> **PROBLEM DETAILS**: Can you print the data exactly and leave out each image?

===== RAW DATA =====

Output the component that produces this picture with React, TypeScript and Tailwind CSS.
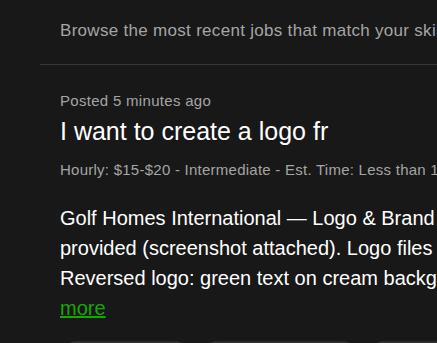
export default function App() {
  const skills = [
    { name: 'Logo Design', w: 'w-[131px]' },
    { name: 'Brand Identity', w: 'w-[157px]' },
    { name: 'Graphic Design', w: 'w-[150px]' },
  ];
  return (
    <div
      className="w-[437px] h-[343px] overflow-hidden bg-[#181818] text-white"
      style={{ fontFamily: '"Liberation Sans", Arial, sans-serif' }}
    >
      <div className="pl-[40px]">
        <p className="pl-5 pt-[21px] pb-[23px] text-[17px] leading-5 tracking-[0.3px] text-[#a5a5a5] whitespace-nowrap">
          Browse the most recent jobs that match your skills and profile description
        </p>
        <div className="border-t border-[#363636]" />
        <div className="pl-5 pt-[28px] whitespace-nowrap">
          <p className="text-[15px] leading-4 tracking-[0.3px] text-[#a5a5a5]">Posted 5 minutes ago</p>
          <h2 className="mt-[7px] text-[25px] leading-[30px] text-white">I want to create a logo fr</h2>
          <p className="mt-[16px] text-[15px] leading-4 tracking-[0.25px] text-[#a5a5a5]">
            Hourly: $15-$20 - Intermediate - Est. Time: Less than 1 month, Less than 30 hrs/week
          </p>
          <div className="mt-[25px] text-[20px] leading-[30px] text-white">
            <p>Golf Homes International — Logo &amp; Brand Identity refresh</p>
            <p>provided (screenshot attached). Logo files in all formats</p>
            <p>Reversed logo: green text on cream background version</p>
            <a href="#" className="text-[#14a800] underline">more</a>
          </div>
          <div className="mt-[18px] flex gap-[10px]">
            {skills.map((s) => (
              <span
                key={s.name}
                className={`${s.w} h-8 shrink-0 rounded-full bg-[#2e2e2e] text-center text-[14px] leading-8 text-[#d0d0d0]`}
              >
                {s.name}
              </span>
            ))}
          </div>
        </div>
      </div>
    </div>
  );
}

=====

> **REPLY TO THE EXERCISE**:
Output the component that produces this picture with React, TypeScript and Tailwind CSS.
export default function App() {
  const skills = [
    { name: 'Logo Design', w: 'w-[131px]' },
    { name: 'Brand Identity', w: 'w-[157px]' },
    { name: 'Graphic Design', w: 'w-[150px]' },
  ];
  return (
    <div
      className="w-[437px] h-[343px] overflow-hidden bg-[#181818] text-white"
      style={{ fontFamily: '"Liberation Sans", Arial, sans-serif' }}
    >
      <div className="pl-[40px]">
        <p className="pl-5 pt-[21px] pb-[23px] text-[17px] leading-5 tracking-[0.3px] text-[#a5a5a5] whitespace-nowrap">
          Browse the most recent jobs that match your skills and profile description
        </p>
        <div className="border-t border-[#363636]" />
        <div className="pl-5 pt-[28px] whitespace-nowrap">
          <p className="text-[15px] leading-4 tracking-[0.3px] text-[#a5a5a5]">Posted 5 minutes ago</p>
          <h2 className="mt-[7px] text-[25px] leading-[30px] text-white">I want to create a logo fr</h2>
          <p className="mt-[16px] text-[15px] leading-4 tracking-[0.25px] text-[#a5a5a5]">
            Hourly: $15-$20 - Intermediate - Est. Time: Less than 1 month, Less than 30 hrs/week
          </p>
          <div className="mt-[25px] text-[20px] leading-[30px] text-white">
            <p>Golf Homes International — Logo &amp; Brand Identity refresh</p>
            <p>provided (screenshot attached). Logo files in all formats</p>
            <p>Reversed logo: green text on cream background version</p>
            <a href="#" className="text-[#14a800] underline">more</a>
          </div>
          <div className="mt-[18px] flex gap-[10px]">
            {skills.map((s) => (
              <span
                key={s.name}
                className={`${s.w} h-8 shrink-0 rounded-full bg-[#2e2e2e] text-center text-[14px] leading-8 text-[#d0d0d0]`}
              >
                {s.name}
              </span>
            ))}
          </div>
        </div>
      </div>
    </div>
  );
}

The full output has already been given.